_Aim_
Produce an exact copy of all the data below, dropping every image.
*** Data section
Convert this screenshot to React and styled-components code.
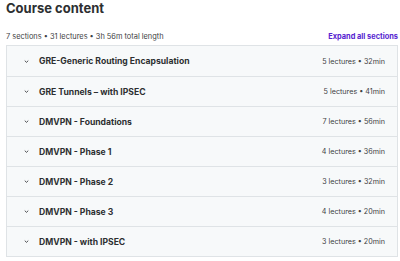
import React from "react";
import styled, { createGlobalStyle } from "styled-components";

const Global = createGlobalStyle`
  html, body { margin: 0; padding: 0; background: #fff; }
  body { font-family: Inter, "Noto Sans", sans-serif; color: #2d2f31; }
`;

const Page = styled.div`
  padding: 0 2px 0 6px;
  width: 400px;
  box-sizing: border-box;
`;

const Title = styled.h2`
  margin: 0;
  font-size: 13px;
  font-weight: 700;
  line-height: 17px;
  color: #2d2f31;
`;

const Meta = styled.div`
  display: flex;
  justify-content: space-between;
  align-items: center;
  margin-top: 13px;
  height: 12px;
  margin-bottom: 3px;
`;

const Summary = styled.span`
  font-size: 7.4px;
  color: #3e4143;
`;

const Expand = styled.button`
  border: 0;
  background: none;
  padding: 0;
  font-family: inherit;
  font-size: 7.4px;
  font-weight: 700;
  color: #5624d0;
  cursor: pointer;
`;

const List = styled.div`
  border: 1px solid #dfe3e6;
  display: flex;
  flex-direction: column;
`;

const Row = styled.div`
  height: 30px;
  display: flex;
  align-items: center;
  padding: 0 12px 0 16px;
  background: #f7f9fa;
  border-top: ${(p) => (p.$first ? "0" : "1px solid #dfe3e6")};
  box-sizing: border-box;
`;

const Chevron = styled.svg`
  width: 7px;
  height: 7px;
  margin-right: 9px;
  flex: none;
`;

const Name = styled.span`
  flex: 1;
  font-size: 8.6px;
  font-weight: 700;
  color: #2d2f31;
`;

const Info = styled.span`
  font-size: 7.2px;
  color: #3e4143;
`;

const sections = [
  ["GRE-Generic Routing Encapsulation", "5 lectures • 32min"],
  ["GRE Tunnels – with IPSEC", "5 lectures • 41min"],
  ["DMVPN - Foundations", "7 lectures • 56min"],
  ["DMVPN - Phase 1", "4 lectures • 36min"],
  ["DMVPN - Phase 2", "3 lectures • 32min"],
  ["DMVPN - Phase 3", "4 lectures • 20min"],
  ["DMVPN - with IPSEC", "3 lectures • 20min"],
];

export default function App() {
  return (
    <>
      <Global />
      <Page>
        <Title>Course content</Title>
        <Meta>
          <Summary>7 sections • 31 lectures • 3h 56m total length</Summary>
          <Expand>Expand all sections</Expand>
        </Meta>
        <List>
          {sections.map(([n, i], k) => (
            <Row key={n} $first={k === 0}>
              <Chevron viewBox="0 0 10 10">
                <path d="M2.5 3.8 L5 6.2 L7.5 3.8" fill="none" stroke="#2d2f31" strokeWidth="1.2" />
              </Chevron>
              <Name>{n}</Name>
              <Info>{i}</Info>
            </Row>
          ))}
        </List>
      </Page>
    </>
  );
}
******
_The reply_
Convert this screenshot to React and styled-components code.
import React from "react";
import styled, { createGlobalStyle } from "styled-components";

const Global = createGlobalStyle`
  html, body { margin: 0; padding: 0; background: #fff; }
  body { font-family: Inter, "Noto Sans", sans-serif; color: #2d2f31; }
`;

const Page = styled.div`
  padding: 0 2px 0 6px;
  width: 400px;
  box-sizing: border-box;
`;

const Title = styled.h2`
  margin: 0;
  font-size: 13px;
  font-weight: 700;
  line-height: 17px;
  color: #2d2f31;
`;

const Meta = styled.div`
  display: flex;
  justify-content: space-between;
  align-items: center;
  margin-top: 13px;
  height: 12px;
  margin-bottom: 3px;
`;

const Summary = styled.span`
  font-size: 7.4px;
  color: #3e4143;
`;

const Expand = styled.button`
  border: 0;
  background: none;
  padding: 0;
  font-family: inherit;
  font-size: 7.4px;
  font-weight: 700;
  color: #5624d0;
  cursor: pointer;
`;

const List = styled.div`
  border: 1px solid #dfe3e6;
  display: flex;
  flex-direction: column;
`;

const Row = styled.div`
  height: 30px;
  display: flex;
  align-items: center;
  padding: 0 12px 0 16px;
  background: #f7f9fa;
  border-top: ${(p) => (p.$first ? "0" : "1px solid #dfe3e6")};
  box-sizing: border-box;
`;

const Chevron = styled.svg`
  width: 7px;
  height: 7px;
  margin-right: 9px;
  flex: none;
`;

const Name = styled.span`
  flex: 1;
  font-size: 8.6px;
  font-weight: 700;
  color: #2d2f31;
`;

const Info = styled.span`
  font-size: 7.2px;
  color: #3e4143;
`;

const sections = [
  ["GRE-Generic Routing Encapsulation", "5 lectures • 32min"],
  ["GRE Tunnels – with IPSEC", "5 lectures • 41min"],
  ["DMVPN - Foundations", "7 lectures • 56min"],
  ["DMVPN - Phase 1", "4 lectures • 36min"],
  ["DMVPN - Phase 2", "3 lectures • 32min"],
  ["DMVPN - Phase 3", "4 lectures • 20min"],
  ["DMVPN - with IPSEC", "3 lectures • 20min"],
];

export default function App() {
  return (
    <>
      <Global />
      <Page>
        <Title>Course content</Title>
        <Meta>
          <Summary>7 sections • 31 lectures • 3h 56m total length</Summary>
          <Expand>Expand all sections</Expand>
        </Meta>
        <List>
          {sections.map(([n, i], k) => (
            <Row key={n} $first={k === 0}>
              <Chevron viewBox="0 0 10 10">
                <path d="M2.5 3.8 L5 6.2 L7.5 3.8" fill="none" stroke="#2d2f31" strokeWidth="1.2" />
              </Chevron>
              <Name>{n}</Name>
              <Info>{i}</Info>
            </Row>
          ))}
        </List>
      </Page>
    </>
  );
}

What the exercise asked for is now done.